§ TASK PROMPT: Only lines with the string "styles" matter here; gather them from the material below.

§ INPUT:
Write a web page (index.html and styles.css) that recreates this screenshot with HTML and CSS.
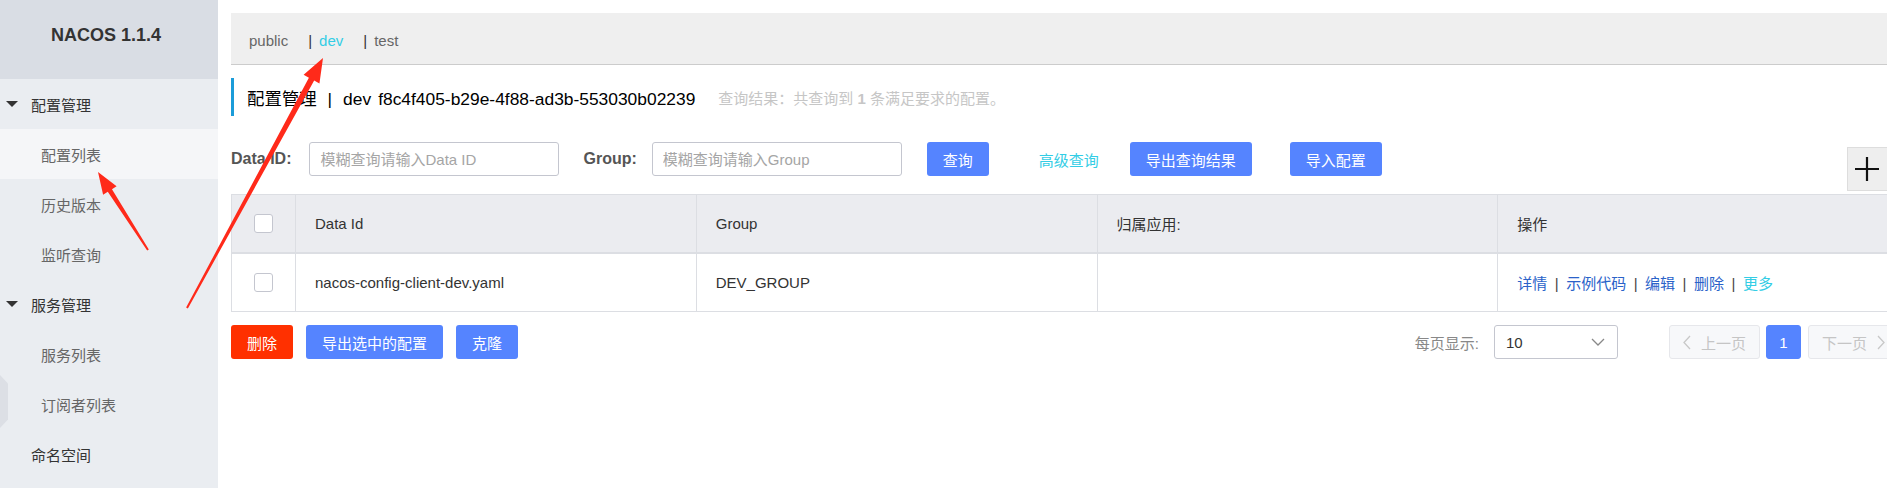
FILE: index.html
```html
<!DOCTYPE html>
<html lang="zh-CN">
<head>
<meta charset="utf-8">
<title>Nacos</title>
<link rel="stylesheet" href="styles.css">
</head>
<body>
<div class="app">
  <aside class="sidebar">
    <div class="brand">NACOS 1.1.4</div>
    <ul class="menu">
      <li class="group"><span class="caret"></span>配置管理</li>
      <li class="item active">配置列表</li>
      <li class="item">历史版本</li>
      <li class="item">监听查询</li>
      <li class="group"><span class="caret"></span>服务管理</li>
      <li class="item">服务列表</li>
      <li class="item">订阅者列表</li>
      <li class="single">命名空间</li>
    </ul>
    <div class="handle"></div>
  </aside>

  <main class="main">
    <div class="ns-bar">
      <span class="ns">public</span>
      <span class="ns"><i class="ns-sep">|</i><span class="ns-active">dev</span></span>
      <span class="ns"><i class="ns-sep">|</i>test</span>
    </div>

    <div class="page-title">
      <h1><span>配置管理</span><span class="t-sep">|</span><span>dev</span><span class="t-id">f8c4f405-b29e-4f88-ad3b-553030b02239</span></h1>
      <span class="result">查询结果：共查询到 <b>1</b> 条满足要求的配置。</span>
    </div>

    <div class="search">
      <div class="field"><label class="lbl">Data ID:</label><input class="input" placeholder="模糊查询请输入Data ID"></div>
      <div class="field"><label class="lbl">Group:</label><input class="input" placeholder="模糊查询请输入Group"></div>
      <button class="btn">查询</button>
      <a class="adv">高级查询</a>
      <button class="btn">导出查询结果</button>
      <button class="btn btn-import">导入配置</button>
    </div>

    <div class="plus-btn">
      <svg width="26" height="26" viewBox="0 0 26 26"><path d="M1 13H25M13 1V25" stroke="#111" stroke-width="2.2" fill="none"/></svg>
    </div>

    <table class="grid">
      <colgroup><col class="c-check"><col><col><col><col></colgroup>
      <thead>
        <tr>
          <th class="cell-check"><span class="cb"></span></th>
          <th>Data Id</th>
          <th>Group</th>
          <th>归属应用:</th>
          <th>操作</th>
        </tr>
      </thead>
      <tbody>
        <tr>
          <td class="cell-check"><span class="cb"></span></td>
          <td>nacos-config-client-dev.yaml</td>
          <td>DEV_GROUP</td>
          <td></td>
          <td class="ops"><a class="lk">详情</a><span class="sep">|</span><a class="lk">示例代码</a><span class="sep">|</span><a class="lk">编辑</a><span class="sep">|</span><a class="lk">删除</a><span class="sep">|</span><a class="lk more">更多</a></td>
        </tr>
      </tbody>
    </table>

    <div class="footer">
      <button class="btn btn-danger">删除</button>
      <button class="btn">导出选中的配置</button>
      <button class="btn">克隆</button>
      <div class="pager">
        <span class="pager-label">每页显示:</span>
        <div class="select"><span>10</span>
          <svg width="14" height="8" viewBox="0 0 14 8"><polyline points="1,1 7,7 13,1" fill="none" stroke="#888" stroke-width="1.3"/></svg>
        </div>
        <div class="pg pg-prev">
          <svg width="8" height="15" viewBox="0 0 8 15"><polyline points="7,1 1,7.5 7,14" fill="none" stroke="#c8c8c8" stroke-width="1.3"/></svg>
          <span>上一页</span>
        </div>
        <div class="pg pg-cur">1</div>
        <div class="pg pg-next">
          <span>下一页</span>
          <svg width="8" height="15" viewBox="0 0 8 15"><polyline points="1,1 7,7.5 1,14" fill="none" stroke="#c8c8c8" stroke-width="1.3"/></svg>
        </div>
      </div>
    </div>
  </main>
</div>

<svg class="annot" width="1887" height="488" viewBox="0 0 1887 488">
  <polygon fill="#ff2a1a" points="148.84,249.46 111.97,189.17 116.6,186.2 98,172 103.1,194.8 107.77,191.87 147.16,250.54"/>
  <polygon fill="#ff2a1a" points="187.88,308.48 314.17,80.51 319.44,83.38 323,58 303.62,74.78 308.89,77.65 186.12,307.52"/>
</svg>
</body>
</html>
```

FILE: styles.css
```css
* { box-sizing: border-box; }

body {
  margin: 0;
  width: 1887px;
  height: 488px;
  overflow: hidden;
  background: #fff;
  color: #333;
  font-family: "Liberation Sans", "Noto Sans CJK SC", sans-serif;
  font-size: 15px;
  position: relative;
}

.app {
  display: flex;
  height: 488px;
}

/* Sidebar */
.sidebar {
  width: 218px;
  flex: none;
  background: #eaedf1;
  position: relative;
}

.brand {
  height: 79px;
  background: #d9dde4;
  display: flex;
  align-items: center;
  justify-content: center;
  padding: 0 6px 9px 0;
  font-size: 18px;
  font-weight: bold;
  color: #333;
}

.menu {
  list-style: none;
  margin: 0;
  padding: 0;
}

.menu li {
  height: 50px;
  display: flex;
  align-items: center;
}

.group {
  padding-left: 6px;
  color: #333;
}

.caret {
  width: 0;
  height: 0;
  border-left: 6px solid transparent;
  border-right: 6px solid transparent;
  border-top: 6px solid #333;
  margin-right: 13px;
}

.item {
  padding-left: 41px;
  color: #666;
}

.item.active {
  background: #f5f6f8;
}

.single {
  padding-left: 31px;
  color: #333;
}

.handle {
  position: absolute;
  left: 0;
  top: 375px;
  width: 8px;
  height: 53px;
  background: #dcdfe5;
  clip-path: polygon(0 0, 100% 16%, 100% 84%, 0 100%);
}

/* Main */
.main {
  flex: none;
  width: 1681px;
  padding: 13px 0 0 13px;
  position: relative;
}

.ns-bar {
  height: 52px;
  background: #efefef;
  border-bottom: 1px solid #ccc;
  display: flex;
  align-items: center;
  padding: 4px 0 0 18px;
  color: #666;
}

.ns {
  margin-right: 20px;
}

.ns-sep {
  font-style: normal;
  color: #333;
  margin-right: 7px;
}

.ns-active {
  color: #33cde5;
}

.page-title {
  margin-top: 13px;
  height: 38px;
  border-left: 3px solid #1b9cd9;
  padding-left: 13px;
  display: flex;
  align-items: center;
}

.page-title h1 {
  margin: 0;
  font-size: 17.4px;
  font-weight: normal;
  color: #000;
}

.t-sep {
  margin: 0 11px;
}

.t-id {
  margin-left: 7px;
}

.result {
  margin-left: 23px;
  font-size: 15px;
  color: #c6c6c6;
}

/* Search */
.search {
  margin-top: 26px;
  height: 34px;
  display: flex;
  align-items: center;
}

.field {
  display: flex;
  align-items: center;
  margin-right: 24px;
}

.field + .field {
  margin-right: 25px;
}

.lbl {
  font-size: 16px;
  font-weight: bold;
  color: #555;
  margin-right: 18px;
}

.field + .field .lbl {
  margin-right: 15px;
}

.input {
  width: 250px;
  height: 34px;
  border: 1px solid #c4c6cf;
  border-radius: 3px;
  padding: 0 10px;
  font: inherit;
  color: #333;
  background: #fff;
}

.input::placeholder {
  color: #a5a5a5;
}

.btn {
  height: 34px;
  padding: 0 16px;
  border: none;
  border-radius: 3px;
  background: #5584ff;
  color: #fff;
  font: inherit;
  display: inline-flex;
  align-items: center;
}

.btn-danger {
  background: #ff3000;
}

.btn-import {
  margin-left: 38px;
}

.adv {
  margin: 0 31px 0 50px;
  color: #33cde5;
}

.plus-btn {
  position: absolute;
  left: 1629px;
  top: 147px;
  width: 44px;
  height: 44px;
  background: #eeeeee;
  border: 1px solid #dddddd;
  display: flex;
  align-items: center;
  justify-content: center;
  padding-right: 4px;
}

/* Table */
.grid {
  margin-top: 18px;
  width: 1668px;
  border-collapse: collapse;
  table-layout: fixed;
}

.c-check {
  width: 64px;
}

.grid th,
.grid td {
  border: 1px solid #dcdee3;
  text-align: left;
  font-weight: normal;
  padding: 0 0 0 19px;
  color: #333;
}

.grid th {
  height: 58px;
  background: #ebecf0;
  border-bottom: 2px solid #dcdee3;
}

.grid td {
  height: 59px;
}

.grid .cell-check {
  padding: 0;
  text-align: center;
}

.cb {
  display: inline-block;
  width: 19px;
  height: 19px;
  border: 1px solid #c4c6cf;
  border-radius: 3px;
  background: #fff;
  vertical-align: middle;
}

.ops .lk {
  color: #2a62c9;
}

.ops .more {
  color: #33cde5;
}

.ops .sep {
  margin: 0 7.5px;
  color: #444;
}

/* Footer */
.footer {
  margin-top: 13px;
  width: 1668px;
  display: flex;
  align-items: center;
  gap: 13px;
}

.pager {
  margin-left: auto;
  display: flex;
  align-items: center;
}

.pager-label {
  color: #888;
}

.select {
  margin-left: 15px;
  width: 124px;
  height: 34px;
  border: 1px solid #c4c6cf;
  border-radius: 3px;
  display: flex;
  align-items: center;
  justify-content: space-between;
  padding: 0 12px 0 11px;
}

.pg {
  height: 34px;
  border: 1px solid #e6e7eb;
  border-radius: 3px;
  background: #f7f8fa;
  color: #c5c5c5;
  display: flex;
  align-items: center;
  justify-content: center;
  gap: 10px;
}

.pg-prev {
  margin-left: 51px;
  width: 91px;
}

.pg-cur {
  margin-left: 6px;
  width: 35px;
  background: #5584ff;
  border-color: #5584ff;
  color: #fff;
}

.pg-next {
  margin-left: 7px;
  width: 91px;
}

.annot {
  position: absolute;
  left: 0;
  top: 0;
  pointer-events: none;
}
```
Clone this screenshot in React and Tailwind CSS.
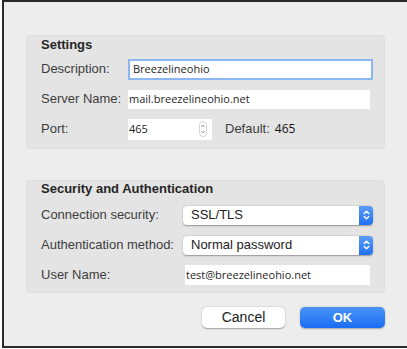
import React from "react";

const label = "font-['Liberation_Sans',Arial,sans-serif] text-[13px] text-[#3d3d3d]";
const value = "font-['Open_Sans',sans-serif] text-[11px] text-[#1f1f1f]";

function BlueArrows() {
  return (
    <div className="flex h-full w-[14px] items-center justify-center rounded-r-[4px] bg-gradient-to-b from-[#5a9cf8] to-[#1f6ff2]">
      <svg width="7" height="10" viewBox="0 0 7 10" fill="none" stroke="white" strokeWidth="1.4" strokeLinecap="round" strokeLinejoin="round">
        <path d="M1.2 3.6 L3.5 1.3 L5.8 3.6" />
        <path d="M1.2 6.4 L3.5 8.7 L5.8 6.4" />
      </svg>
    </div>
  );
}

function Select({ text }) {
  return (
    <div className="flex h-[19px] w-[190px] items-center rounded-[4px] bg-white shadow-[0_0.5px_1.5px_rgba(0,0,0,0.35)]">
      <span className="flex-1 pl-[8px] font-['Liberation_Sans',Arial,sans-serif] text-[13px] text-[#222]">{text}</span>
      <BlueArrows />
    </div>
  );
}

function Row({ name, width, children }) {
  return (
    <div className="flex h-[30px] items-center">
      <div className={`${label} ${width}`}>{name}</div>
      {children}
    </div>
  );
}

export default function App() {
  return (
    <div className="h-[349px] w-[407px] bg-white">
      <div className="ml-[2px] h-[348px] border-b-2 border-l-2 border-t-2 border-[#2a2a2a] bg-[#ededed] pl-[22px] pt-[33px]">
        <div className="w-[359px] rounded-[4px] border border-[#dedede] bg-[#e4e4e4] pb-[4px] pl-[14px] pt-[1px]">
          <div className="h-[16px] font-['Liberation_Sans',Arial,sans-serif] text-[13px] font-bold leading-[16px] text-[#262626]">
            Settings
          </div>
          <div className="h-[1px]" />
          <Row name="Description:" width="w-[87px]">
            <div className="flex h-[21px] w-[245px] items-center border-2 border-[#8cb8f2] bg-white pl-[3px]">
              <span className={value}>Breezelineohio</span>
            </div>
          </Row>
          <Row name="Server Name:" width="w-[87px]">
            <div className="flex h-[19px] w-[242px] items-center bg-white pl-[1px]">
              <span className={value}>mail.breezelineohio.net</span>
            </div>
          </Row>
          <Row name="Port:" width="w-[87px]">
            <div className="flex h-[21px] w-[84px] items-center bg-white pl-[1px]">
              <span className={`${value} flex-1`}>465</span>
              <svg width="8" height="16" viewBox="0 0 8 16" fill="none" stroke="#9a9a9a" strokeWidth="1" className="mr-[5px]">
                <rect x="0.5" y="0.5" width="7" height="15" rx="3.5" stroke="#d6d6d6" />
                <path d="M2.3 6 L4 4 L5.7 6" />
                <path d="M2.3 10 L4 12 L5.7 10" />
              </svg>
            </div>
            <span className={`${label} ml-[13px]`}>Default:</span>
            <span className="ml-[5px] font-['Open_Sans',sans-serif] text-[12px] text-[#111]">465</span>
          </Row>
        </div>

        <div className="mt-[31px] w-[359px] rounded-[4px] border border-[#dedede] bg-[#e4e4e4] pb-[2px] pl-[14px]">
          <div className="h-[16px] font-['Liberation_Sans',Arial,sans-serif] text-[13px] font-bold leading-[16px] text-[#262626]">
            Security and Authentication
          </div>
          <div className="h-[3px]" />
          <Row name="Connection security:" width="w-[142px]">
            <Select text="SSL/TLS" />
          </Row>
          <Row name="Authentication method:" width="w-[142px]">
            <Select text="Normal password" />
          </Row>
          <Row name="User Name:" width="w-[144px]">
            <div className="flex h-[20px] w-[185px] items-center bg-white pl-[1px]">
              <span className={value}>test@breezelineohio.net</span>
            </div>
          </Row>
        </div>

        <div className="mt-[14px] flex w-[359px] justify-end gap-[15px]">
          <button className="flex h-[21px] w-[83px] items-center justify-center rounded-[5px] bg-white font-['Liberation_Sans',Arial,sans-serif] text-[14px] text-[#222] shadow-[0_0.5px_1.5px_rgba(0,0,0,0.35)]">
            Cancel
          </button>
          <button className="flex h-[21px] w-[85px] items-center justify-center rounded-[5px] bg-gradient-to-b from-[#4a94f8] to-[#1a6cf3] font-['Liberation_Sans',Arial,sans-serif] text-[13px] font-bold text-white shadow-[0_0.5px_1.5px_rgba(0,0,0,0.3)]">
            OK
          </button>
        </div>
      </div>
    </div>
  );
}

§ FULL ANSWER:
Write a web page (index.html and styles.css) that recreates this screenshot with HTML and CSS.
<link rel="stylesheet" href="styles.css">
FILE: styles.css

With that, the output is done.